As escolhas técnicas também são essenciais quando pensamos na intenção comunicativa, no “gesto emitido” e no “gesto recebido”. Para além do conteúdo que é comunicado, a forma do texto e o trabalho de linguagem imprimem características peculiares que precisam transpirar os gestos elegidos e a mensagem principal. Para determinar a respiração, o ritmo e a pulsação que queremos dar ao texto, escolhas como tamanho de frase e combinação de palavras, são essenciais. 

Pela minha experiência acompanhando e observando processos criativos de mais de trezentos autores nos últimos anos, entre escritores e artistas visuais, posso dizer que os mais maduros tem plena consciência de suas escolhas e os menos maduros, são mais espontâneos e entregues à novas experiências. São raros os que conseguem unir as duas características: tomar consciência sem engessar a pré-disposição para errar, experimentar o novo, ou se reinventar.

O artista Paulo Nazareth e o escritor Mia Couto, são ótimos exemplos de processos criativos onde o gesto é o eixo central. As obras do Paulo Nazareth partem do ato de caminhar para traçar narrativas irônicas, poéticas e engajadas. Mia Couto é conhecido pelas prosas poéticas que retratam a sua terra, a fala do seu povo, e os encantos da natureza. 


O CORPO DO AUTOR 

Gostaria de propor uma reflexão sobre a extrema responsabilidade de termos o direito à voz e sobre o papel da literatura no contexto que estamos vivendo. Que relações podemos traçar entre nossos corpos, enquanto autores, e o alcance do nosso trabalho? Falo aqui de estarmos comprometidos em nos tornar melhores pessoas, com corpos mais vivos, expandindo também a nossa disponibilidade para amar. 

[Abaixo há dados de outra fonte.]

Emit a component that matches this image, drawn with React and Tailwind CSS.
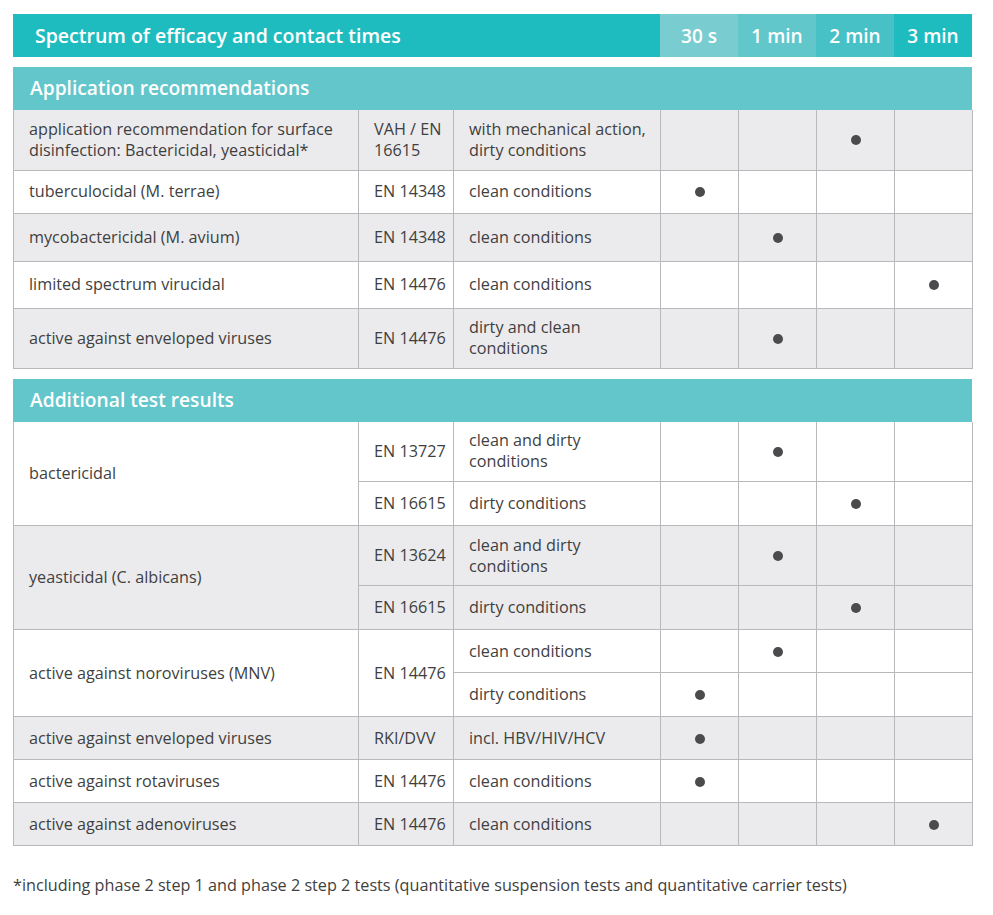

Proponho repensarmos o mito limitante que diz que o autor ou as obras literárias mais potentes, são as que denunciam os lugares mais sombrios. Será que para além de prosas que mostrem a nossa catástrofe humana, desconstruam instituições falidas, ou denunciem violências, já não temos ferramentas suficientes para produzir também, uma literatura que seja, além de engajada, cada vez mais reconstrutiva? 

Se a escrita e a autoria já esteve ligada ao egoísmo e à mera expressão individual de pessoas privilegiadas, em tempos em que humanidade está, literalmente, adoecendo e morrendo, que papel teria a literatura, ou temos nós, os autores?

Para além de abrirmos espaço para escutar vozes que nunca foram ouvidas, talvez seja o momento também de fomentar a produção de livros que acolhem, que resgatem, que transformem, cultivem a vida, que integrem o que foi despedaçado e nos devolva o que foi tirado: O CORPO.